• **What to do**: Print exactly the lines from the first one down to the line that contains "const TEAL = '#17897b'", both included, and skip the pictures.

begin

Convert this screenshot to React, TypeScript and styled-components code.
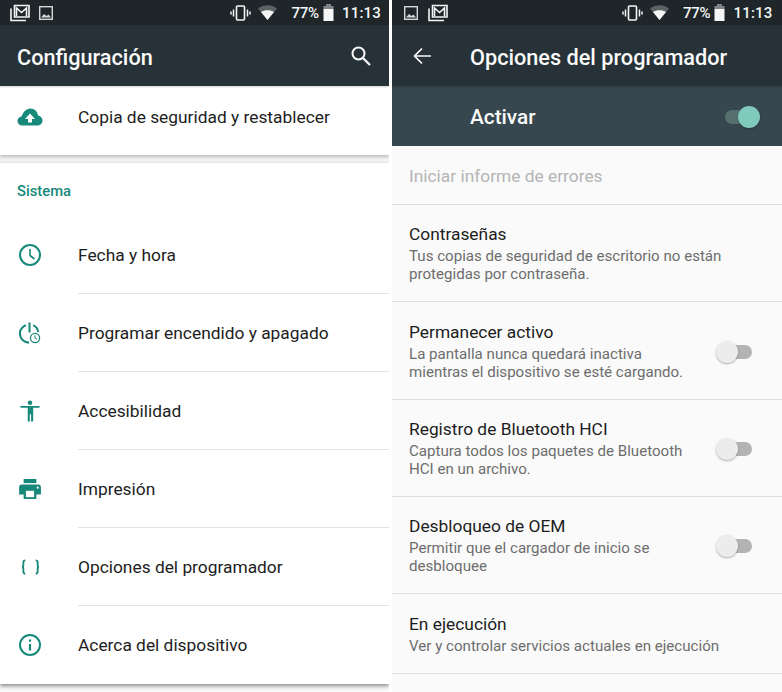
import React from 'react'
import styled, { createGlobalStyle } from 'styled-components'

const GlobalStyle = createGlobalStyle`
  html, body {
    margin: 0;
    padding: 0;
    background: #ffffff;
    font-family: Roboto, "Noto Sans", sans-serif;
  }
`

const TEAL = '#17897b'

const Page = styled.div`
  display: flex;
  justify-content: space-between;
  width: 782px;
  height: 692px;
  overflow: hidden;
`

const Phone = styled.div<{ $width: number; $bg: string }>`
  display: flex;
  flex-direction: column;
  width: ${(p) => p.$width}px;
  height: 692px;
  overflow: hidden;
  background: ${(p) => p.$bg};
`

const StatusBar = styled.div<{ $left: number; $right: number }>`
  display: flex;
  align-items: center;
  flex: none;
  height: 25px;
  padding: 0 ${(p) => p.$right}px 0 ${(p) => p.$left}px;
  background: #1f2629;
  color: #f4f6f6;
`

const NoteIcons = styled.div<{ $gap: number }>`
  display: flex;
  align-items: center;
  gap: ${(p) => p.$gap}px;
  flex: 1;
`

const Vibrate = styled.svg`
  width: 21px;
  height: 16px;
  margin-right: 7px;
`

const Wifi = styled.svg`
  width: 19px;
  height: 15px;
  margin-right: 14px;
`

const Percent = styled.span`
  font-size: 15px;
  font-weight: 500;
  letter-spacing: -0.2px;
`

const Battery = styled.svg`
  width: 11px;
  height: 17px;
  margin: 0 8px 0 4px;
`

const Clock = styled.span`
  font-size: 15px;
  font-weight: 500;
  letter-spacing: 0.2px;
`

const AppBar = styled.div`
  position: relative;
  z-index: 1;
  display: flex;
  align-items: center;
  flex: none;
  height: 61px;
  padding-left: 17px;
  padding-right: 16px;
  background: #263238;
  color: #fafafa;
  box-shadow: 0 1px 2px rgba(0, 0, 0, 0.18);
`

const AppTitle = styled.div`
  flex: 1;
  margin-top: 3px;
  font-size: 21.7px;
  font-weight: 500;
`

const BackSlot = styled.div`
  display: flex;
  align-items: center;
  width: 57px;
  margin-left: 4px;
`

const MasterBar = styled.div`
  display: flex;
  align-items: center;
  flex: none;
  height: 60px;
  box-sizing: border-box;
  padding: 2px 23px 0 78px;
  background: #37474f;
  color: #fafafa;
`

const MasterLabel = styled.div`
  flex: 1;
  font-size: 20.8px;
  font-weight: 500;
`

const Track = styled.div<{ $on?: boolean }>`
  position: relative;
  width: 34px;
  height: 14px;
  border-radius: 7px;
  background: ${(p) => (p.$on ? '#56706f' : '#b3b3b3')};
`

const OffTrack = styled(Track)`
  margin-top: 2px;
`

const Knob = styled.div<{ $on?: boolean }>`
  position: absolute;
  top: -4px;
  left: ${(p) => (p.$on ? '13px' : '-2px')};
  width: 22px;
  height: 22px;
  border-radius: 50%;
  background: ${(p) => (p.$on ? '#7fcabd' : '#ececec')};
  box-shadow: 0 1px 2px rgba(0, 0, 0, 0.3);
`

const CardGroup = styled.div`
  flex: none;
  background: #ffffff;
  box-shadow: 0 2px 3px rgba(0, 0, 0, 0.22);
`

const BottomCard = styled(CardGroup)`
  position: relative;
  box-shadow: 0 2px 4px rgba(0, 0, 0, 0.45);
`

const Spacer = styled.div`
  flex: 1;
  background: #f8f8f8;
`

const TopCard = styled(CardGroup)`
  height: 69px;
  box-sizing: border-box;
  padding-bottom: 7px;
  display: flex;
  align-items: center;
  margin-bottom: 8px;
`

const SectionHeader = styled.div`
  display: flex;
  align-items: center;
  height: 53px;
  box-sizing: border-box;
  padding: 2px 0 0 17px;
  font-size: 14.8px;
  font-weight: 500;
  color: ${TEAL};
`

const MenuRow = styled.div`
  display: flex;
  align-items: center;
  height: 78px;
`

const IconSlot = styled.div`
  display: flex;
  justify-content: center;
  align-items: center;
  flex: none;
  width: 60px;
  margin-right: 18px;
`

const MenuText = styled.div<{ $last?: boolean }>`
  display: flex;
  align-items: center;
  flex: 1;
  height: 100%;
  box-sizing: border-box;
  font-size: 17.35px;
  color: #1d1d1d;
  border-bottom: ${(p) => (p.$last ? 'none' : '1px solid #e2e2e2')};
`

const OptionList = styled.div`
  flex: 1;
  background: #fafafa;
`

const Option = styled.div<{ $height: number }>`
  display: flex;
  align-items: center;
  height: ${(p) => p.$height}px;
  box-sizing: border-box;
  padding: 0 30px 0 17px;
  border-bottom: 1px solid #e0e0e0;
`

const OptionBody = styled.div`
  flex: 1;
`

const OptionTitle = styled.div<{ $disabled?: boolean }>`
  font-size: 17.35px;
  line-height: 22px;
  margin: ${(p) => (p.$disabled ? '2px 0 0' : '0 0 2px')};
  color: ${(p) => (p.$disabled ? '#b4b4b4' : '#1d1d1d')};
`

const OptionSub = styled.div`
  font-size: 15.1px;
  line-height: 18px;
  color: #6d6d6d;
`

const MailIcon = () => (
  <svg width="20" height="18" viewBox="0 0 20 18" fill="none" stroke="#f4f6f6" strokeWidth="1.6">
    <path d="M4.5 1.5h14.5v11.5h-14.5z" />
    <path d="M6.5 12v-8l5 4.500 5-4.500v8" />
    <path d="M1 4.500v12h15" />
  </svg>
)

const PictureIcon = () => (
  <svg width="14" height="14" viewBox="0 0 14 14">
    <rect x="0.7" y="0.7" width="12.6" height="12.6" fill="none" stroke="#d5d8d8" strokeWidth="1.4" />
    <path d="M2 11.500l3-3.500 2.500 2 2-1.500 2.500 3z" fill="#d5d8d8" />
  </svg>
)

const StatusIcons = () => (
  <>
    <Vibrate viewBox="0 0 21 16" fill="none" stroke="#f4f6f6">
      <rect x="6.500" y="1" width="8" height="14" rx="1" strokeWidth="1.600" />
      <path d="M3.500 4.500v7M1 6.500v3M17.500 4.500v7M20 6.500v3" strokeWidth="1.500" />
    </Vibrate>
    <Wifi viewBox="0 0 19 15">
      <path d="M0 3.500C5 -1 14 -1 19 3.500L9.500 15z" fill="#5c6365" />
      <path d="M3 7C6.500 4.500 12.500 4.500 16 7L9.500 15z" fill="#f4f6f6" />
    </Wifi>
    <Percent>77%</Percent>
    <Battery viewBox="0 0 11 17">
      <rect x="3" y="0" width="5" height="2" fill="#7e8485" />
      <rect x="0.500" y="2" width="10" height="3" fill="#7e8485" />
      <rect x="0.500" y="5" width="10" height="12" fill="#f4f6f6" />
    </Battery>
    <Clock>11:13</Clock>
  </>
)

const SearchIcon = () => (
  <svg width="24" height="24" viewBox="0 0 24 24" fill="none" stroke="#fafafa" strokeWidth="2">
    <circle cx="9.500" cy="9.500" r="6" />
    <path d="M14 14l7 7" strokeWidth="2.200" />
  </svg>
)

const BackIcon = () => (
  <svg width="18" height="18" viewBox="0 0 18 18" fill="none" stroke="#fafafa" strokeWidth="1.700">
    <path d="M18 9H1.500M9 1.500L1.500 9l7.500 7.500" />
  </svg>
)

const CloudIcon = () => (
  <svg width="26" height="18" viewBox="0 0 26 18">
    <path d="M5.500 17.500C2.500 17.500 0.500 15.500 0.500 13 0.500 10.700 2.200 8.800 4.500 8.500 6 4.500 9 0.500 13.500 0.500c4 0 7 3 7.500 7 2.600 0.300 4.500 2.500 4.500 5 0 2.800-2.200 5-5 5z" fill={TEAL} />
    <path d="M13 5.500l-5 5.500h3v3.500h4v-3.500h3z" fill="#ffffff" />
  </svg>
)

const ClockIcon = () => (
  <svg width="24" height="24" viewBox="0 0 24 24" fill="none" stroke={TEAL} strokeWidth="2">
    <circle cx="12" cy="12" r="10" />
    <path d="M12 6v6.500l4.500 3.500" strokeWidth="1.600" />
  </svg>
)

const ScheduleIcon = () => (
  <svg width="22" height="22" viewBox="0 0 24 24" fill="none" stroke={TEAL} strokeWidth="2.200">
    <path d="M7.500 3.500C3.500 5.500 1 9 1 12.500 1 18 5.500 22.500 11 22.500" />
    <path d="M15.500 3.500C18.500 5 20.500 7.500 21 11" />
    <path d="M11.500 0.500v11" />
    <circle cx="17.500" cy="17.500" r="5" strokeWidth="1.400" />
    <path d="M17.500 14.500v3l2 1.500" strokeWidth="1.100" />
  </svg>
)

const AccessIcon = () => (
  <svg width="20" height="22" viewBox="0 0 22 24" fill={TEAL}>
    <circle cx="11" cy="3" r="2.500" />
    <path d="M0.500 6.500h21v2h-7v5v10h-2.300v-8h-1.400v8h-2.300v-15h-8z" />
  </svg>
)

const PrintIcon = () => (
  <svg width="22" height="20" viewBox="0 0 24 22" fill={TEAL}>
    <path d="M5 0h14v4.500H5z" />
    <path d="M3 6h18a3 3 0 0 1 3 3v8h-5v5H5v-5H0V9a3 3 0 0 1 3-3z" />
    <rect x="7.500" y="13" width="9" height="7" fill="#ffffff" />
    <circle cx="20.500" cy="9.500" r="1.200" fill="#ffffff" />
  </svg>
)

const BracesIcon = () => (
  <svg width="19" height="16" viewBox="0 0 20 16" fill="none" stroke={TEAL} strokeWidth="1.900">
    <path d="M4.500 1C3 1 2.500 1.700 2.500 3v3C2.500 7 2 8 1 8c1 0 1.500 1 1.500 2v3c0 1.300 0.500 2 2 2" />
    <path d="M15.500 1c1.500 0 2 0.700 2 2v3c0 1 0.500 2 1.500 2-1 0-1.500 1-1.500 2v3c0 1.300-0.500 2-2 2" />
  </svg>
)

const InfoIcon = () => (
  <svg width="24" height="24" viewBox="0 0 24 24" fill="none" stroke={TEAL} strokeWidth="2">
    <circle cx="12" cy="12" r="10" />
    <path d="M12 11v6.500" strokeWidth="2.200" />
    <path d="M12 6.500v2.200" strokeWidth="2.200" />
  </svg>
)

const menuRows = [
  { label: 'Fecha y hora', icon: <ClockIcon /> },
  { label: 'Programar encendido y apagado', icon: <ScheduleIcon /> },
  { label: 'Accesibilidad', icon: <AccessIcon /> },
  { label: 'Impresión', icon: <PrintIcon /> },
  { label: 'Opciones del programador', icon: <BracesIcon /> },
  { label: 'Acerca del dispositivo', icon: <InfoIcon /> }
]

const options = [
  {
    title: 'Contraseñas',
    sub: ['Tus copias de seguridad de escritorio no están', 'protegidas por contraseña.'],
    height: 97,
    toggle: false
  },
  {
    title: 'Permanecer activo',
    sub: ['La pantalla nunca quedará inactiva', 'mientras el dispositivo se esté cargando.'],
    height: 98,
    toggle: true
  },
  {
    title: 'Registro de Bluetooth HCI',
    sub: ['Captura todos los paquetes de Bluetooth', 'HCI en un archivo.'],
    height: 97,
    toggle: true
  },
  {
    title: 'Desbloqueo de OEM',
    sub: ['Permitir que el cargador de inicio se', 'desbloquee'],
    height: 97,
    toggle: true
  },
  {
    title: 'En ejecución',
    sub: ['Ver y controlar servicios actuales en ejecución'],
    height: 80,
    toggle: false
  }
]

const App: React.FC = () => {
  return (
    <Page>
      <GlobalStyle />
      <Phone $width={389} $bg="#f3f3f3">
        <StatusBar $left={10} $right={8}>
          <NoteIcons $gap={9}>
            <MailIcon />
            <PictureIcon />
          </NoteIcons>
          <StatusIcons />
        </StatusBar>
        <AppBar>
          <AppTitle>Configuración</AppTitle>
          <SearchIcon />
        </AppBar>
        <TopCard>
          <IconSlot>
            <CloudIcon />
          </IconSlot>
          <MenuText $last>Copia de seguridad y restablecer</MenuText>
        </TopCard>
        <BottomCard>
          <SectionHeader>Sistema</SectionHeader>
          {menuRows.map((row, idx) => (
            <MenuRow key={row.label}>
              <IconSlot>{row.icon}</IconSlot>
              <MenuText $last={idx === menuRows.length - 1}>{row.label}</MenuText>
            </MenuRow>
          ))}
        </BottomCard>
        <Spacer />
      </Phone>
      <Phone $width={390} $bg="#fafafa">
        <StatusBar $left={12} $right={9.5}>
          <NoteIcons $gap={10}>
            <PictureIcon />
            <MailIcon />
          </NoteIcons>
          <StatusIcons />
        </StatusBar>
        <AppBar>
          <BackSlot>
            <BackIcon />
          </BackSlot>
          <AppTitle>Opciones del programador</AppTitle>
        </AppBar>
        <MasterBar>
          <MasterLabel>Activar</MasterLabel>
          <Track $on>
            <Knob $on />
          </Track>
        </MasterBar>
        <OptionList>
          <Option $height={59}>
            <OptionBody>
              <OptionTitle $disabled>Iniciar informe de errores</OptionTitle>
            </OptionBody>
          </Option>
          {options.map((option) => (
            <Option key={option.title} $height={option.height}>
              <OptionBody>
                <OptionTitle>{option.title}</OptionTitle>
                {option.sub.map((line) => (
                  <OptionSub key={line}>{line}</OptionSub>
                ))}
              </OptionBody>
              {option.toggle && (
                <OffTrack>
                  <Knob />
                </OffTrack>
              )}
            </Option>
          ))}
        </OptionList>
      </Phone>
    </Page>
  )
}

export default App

end

• **Exercise solution**:
Convert this screenshot to React, TypeScript and styled-components code.
import React from 'react'
import styled, { createGlobalStyle } from 'styled-components'

const GlobalStyle = createGlobalStyle`
  html, body {
    margin: 0;
    padding: 0;
    background: #ffffff;
    font-family: Roboto, "Noto Sans", sans-serif;
  }
`

const TEAL = '#17897b'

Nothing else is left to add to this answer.